The public may also provide comments on the Rose Hill Regional Landfill Superfund Site settlement for thirty days from the date of lodging by sending written comments to:

Assistant Attorney General
Environment and Natural Resources Division
Department of Justice
P.O. Box 7611
Washington, DC 20044

Comments should refer to United States and State of Rhode Island v. Town of South Kingstown, RI and Town of Narragansett, RI, DOJ Reference No. 90-11-3-06627

Site Background:

The Rose Hill Regional Landfill Site is a former municipal landfill located in the town of South Kingstown. The town leased the land as a domestic and industrial waste disposal facility, which operated from 1967 to 1983. In 1983, the facility became inactive, and the operator graded and seeded the disposal areas. A transfer station for municipal waste, currently owned and operated by the town, is located on a portion of the site. An estimated 17,300 people obtain water from wells located within 3 miles of the site.
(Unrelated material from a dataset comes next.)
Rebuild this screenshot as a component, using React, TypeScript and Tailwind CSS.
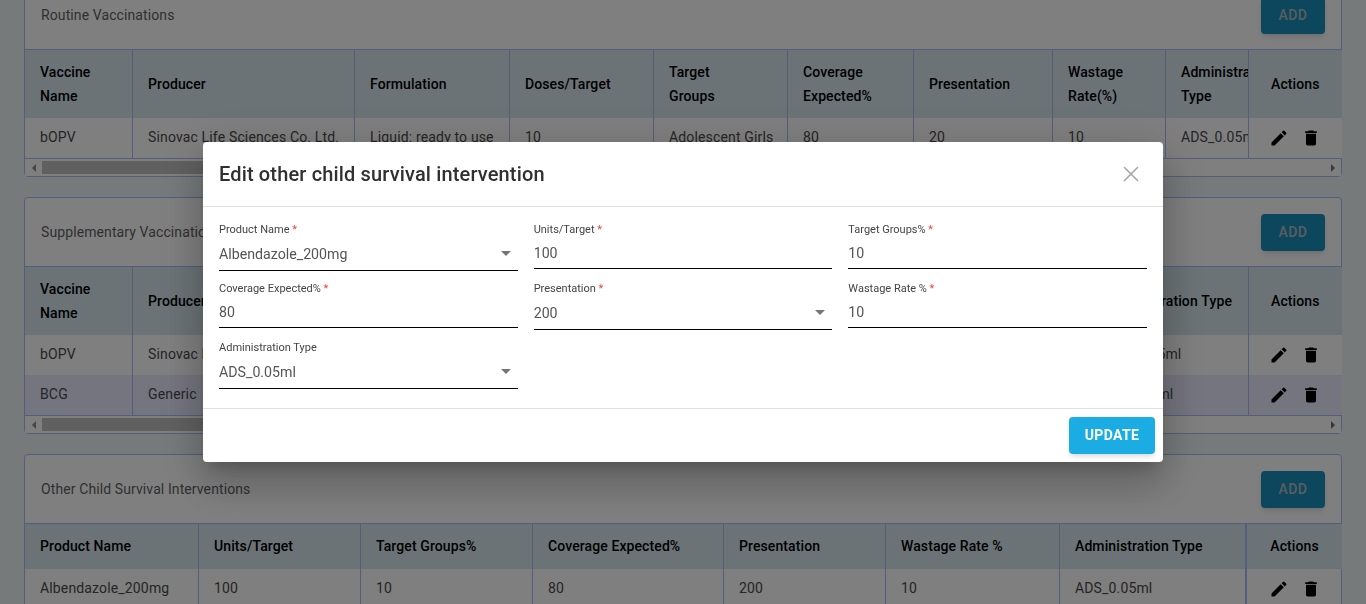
import { X } from "lucide-react";

const font = { fontFamily: "Roboto, sans-serif" };

function EditIcon() {
  return (
    <svg viewBox="0 0 24 24" className="h-5 w-5 fill-black">
      <path d="M3 17.25V21h3.75L17.81 9.94l-3.75-3.75L3 17.25zM20.71 7.04a.996.996 0 0 0 0-1.41l-2.34-2.34a.996.996 0 0 0-1.41 0l-1.83 1.83 3.75 3.75 1.83-1.83z" />
    </svg>
  );
}

function DeleteIcon() {
  return (
    <svg viewBox="0 0 24 24" className="h-5 w-5 fill-black">
      <path d="M6 19c0 1.1.9 2 2 2h8c1.1 0 2-.9 2-2V7H6v12zM19 4h-3.5l-1-1h-5l-1 1H5v2h14V4z" />
    </svg>
  );
}

function Scrollbar() {
  return (
    <div className="flex h-[18px] items-center border-t border-[#aabaff] bg-white">
      <div className="flex w-[17px] justify-center">
        <div className="h-0 w-0 border-y-4 border-r-4 border-y-transparent border-r-[#8c8c8c]" />
      </div>
      <div className="h-[13px] w-[1000px] bg-[#c1c1c1]" />
      <div className="flex-1" />
      <div className="flex w-[17px] justify-center">
        <div className="h-0 w-0 border-y-4 border-l-4 border-y-transparent border-l-[#6e6e6e]" />
      </div>
    </div>
  );
}

function Cardhead({ title }: { title: string }) {
  return (
    <div className="flex h-[69px] items-center justify-between border-b border-[#aabaff] pr-4 pl-4">
      <span className="pb-px text-sm tracking-[0.1px] text-[#5f5f5f]">{title}</span>
      <button className="flex h-[37px] w-16 items-center justify-center rounded bg-[#1a8fbb] pb-px text-sm font-medium tracking-[0.4px] text-[#b5bcc0] shadow-md">
        ADD
      </button>
    </div>
  );
}

function Actions() {
  return (
    <div className="flex items-center justify-center gap-3">
      <EditIcon />
      <DeleteIcon />
    </div>
  );
}

const th = "border-r border-[#aabaff] pr-[14px] pb-px pl-[15.5px] first:pl-[15px] text-left align-middle text-sm leading-6 font-medium tracking-[0.1px] text-black overflow-hidden whitespace-pre-line";
const td = "border-r border-[#aabaff] pr-[14px] pb-[2px] pl-[15.5px] first:pl-[15px] align-middle text-sm tracking-[0.15px] text-[#4a4a4a] overflow-hidden whitespace-nowrap";
const actionsTh = "pb-px text-center text-sm font-medium tracking-[0.1px] text-black";

const routineCols = [107, 222, 155, 144, 134, 126, 139, 113, 83, 94];
const supplementaryCols = [107, 222, 155, 144, 134, 126, 100, 75, 160, 94];
const vaccineHead = ["Vaccine\nName", "Producer", "Formulation", "Doses/Target", "Target\nGroups", "Coverage\nExpected%", "Presentation", "Wastage\nRate(%)", "Administration\nType"];
const supplementaryHead = ["Vaccine\nName", "Producer", "Formulation", "Doses/Target", "Target\nGroups", "Coverage\nExpected%", "Presentation", "Wastage\nRate(%)", "Administration\u00a0Type"];

function VaccineTable({ rows, head, cols }: { rows: string[][]; head: string[]; cols: number[] }) {
  return (
    <table className="w-full table-fixed border-collapse">
      <colgroup>
        {cols.map((w, i) => (
          <col key={i} style={{ width: w }} />
        ))}
      </colgroup>
      <thead>
        <tr className="h-[68px] bg-[#d6e6ec]">
          {head.map((h) => (
            <th key={h} className={th}>{h}</th>
          ))}
          <th className={actionsTh}>Actions</th>
        </tr>
      </thead>
      <tbody>
        {rows.map((r, i) => (
          <tr key={i} className={i % 2 ? "h-10 bg-[#ebeaff]" : "h-10 bg-white"}>
            {r.map((c, j) => (
              <td key={j} className={td}>{c}</td>
            ))}
            <td><Actions /></td>
          </tr>
        ))}
      </tbody>
    </table>
  );
}

const otherCols = [173, 162, 172, 191, 162, 174, 187, 96];
const otherHead = ["Product Name", "Units/Target", "Target Groups%", "Coverage Expected%", "Presentation", "Wastage Rate %", "Administration Type"];
const otherRow = ["Albendazole_200mg", "100", "10", "80", "200", "10", "ADS_0.05ml"];

function Field({ label, value, select, required = true, tall }: { label: string; value: string; select?: boolean; required?: boolean; tall?: boolean }) {
  return (
    <div className="flex flex-col">
      <label className="text-[11px] leading-[14px] text-[#444444]">
        {label}
        {required && <span className="text-[#f44336]"> *</span>}
      </label>
      <div className={tall ? "flex h-[34px] items-center justify-between border-b border-black" : "flex h-[32px] items-center justify-between border-b border-black"}>
        <span className="pt-[2px] text-[14.2px] text-[#555555]">{value}</span>
        {select && <div className="mr-[7px] h-0 w-0 border-x-[5px] border-t-[5px] border-x-transparent border-t-[#757575]" />}
      </div>
    </div>
  );
}

export default function App() {
  const routineRow = ["bOPV", "Sinovac Life Sciences Co. Ltd.", "Liquid: ready to use", "10", "Adolescent Girls", "80", "20", "10", "ADS_0.05ml"];

  return (
    <div style={font} className="relative h-[604px] overflow-hidden bg-[#eef4f7]">
      <div className="-mt-5 flex flex-col gap-5 pr-6 pl-6">
        <section className="rounded border border-[#aabaff] bg-white">
          <Cardhead title="Routine Vaccinations" />
          <VaccineTable cols={routineCols} head={vaccineHead} rows={[routineRow]} />
          <Scrollbar />
        </section>
        <section className="rounded border border-[#aabaff] bg-white">
          <Cardhead title="Supplementary Vaccinations" />
          <VaccineTable
            cols={supplementaryCols}
            head={supplementaryHead}
            rows={[
              routineRow,
              ["BCG", "Generic", "Liquid: ready to use", "10", "Adolescent Girls", "80", "20", "10", "ADS_0.5ml"],
            ]}
          />
          <Scrollbar />
        </section>
        <section className="rounded border border-[#aabaff] bg-white">
          <Cardhead title="Other Child Survival Interventions" />
          <table className="w-full table-fixed border-collapse [&_td:nth-child(7)]:border-r-2 [&_th:nth-child(7)]:border-r-2">
            <colgroup>
              {otherCols.map((w, i) => (
                <col key={i} style={{ width: w }} />
              ))}
            </colgroup>
            <thead>
              <tr className="h-[45px] bg-[#d6e6ec]">
                {otherHead.map((h) => (
                  <th key={h} className={th}>{h}</th>
                ))}
                <th className={actionsTh}>Actions</th>
              </tr>
            </thead>
            <tbody>
              <tr className="h-10">
                {otherRow.map((c, j) => (
                  <td key={j} className={td}>{c}</td>
                ))}
                <td><Actions /></td>
              </tr>
            </tbody>
          </table>
        </section>
      </div>

      <div className="fixed inset-0 flex items-center justify-center bg-black/50">
        <div className="flex h-[320px] w-[960px] flex-col rounded bg-white shadow-[0_11px_15px_-7px_rgba(0,0,0,0.2),0_24px_38px_3px_rgba(0,0,0,0.14),0_9px_46px_8px_rgba(0,0,0,0.12)]">
          <div className="flex h-[65px] items-center justify-between border-b border-[#e0e0e0] pr-[19px] pl-4">
            <h2 className="text-xl font-medium tracking-[0.15px] text-[#303030]">Edit other child survival intervention</h2>
            <X className="h-[26px] w-[26px] text-[#a5a5a5]" strokeWidth={1.5} />
          </div>
          <div className="grid flex-1 grid-cols-3 content-start gap-x-4 gap-y-[11px] px-4 pt-4">
            <Field label="Product Name" value="Albendazole_200mg" select tall />
            <Field label="Units/Target" value="100" />
            <Field label="Target Groups%" value="10" />
            <Field label="Coverage Expected%" value="80" />
            <Field label="Presentation" value="200" select tall />
            <Field label="Wastage Rate %" value="10" />
            <Field label="Administration Type" value="ADS_0.05ml" select required={false} tall />
          </div>
          <div className="flex h-[54px] items-center justify-end border-t border-[#e0e0e0] pr-2">
            <button className="h-[37px] w-[86px] rounded bg-[#1cace4] pb-[2px] text-sm font-bold tracking-[0.4px] text-white shadow-md">UPDATE</button>
          </div>
        </div>
      </div>
    </div>
  );
}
On-site groundwater monitoring wells contain several volatile organic compounds (VOCs) including 1,1 dichloethane, chloroethane, vinyl chloride, benzene, and xylenes, as well as some heavy metals. Observations indicate that Mitchell Brook, an unnamed brook, and the Saugatucket River are impacted by contaminated runoff from the site. The site is not completely fenced, making it possible for people to come into direct contact with hazardous substances.

The cleanup decision for the Rose Hill site was reached in September 2000, which formed the basis for this negotiation and settlement, and represents the first phase of a phased approach to cleaning up the environmental contamination caused by the site. Operation and maintenance of the engineered components of the remedy, site monitoring, and institutional controls (easements and restrictive covenants concerning land use and use, or alteration of flow, of groundwater) placed on affected properties will assure that the remedy remains protective over the long term.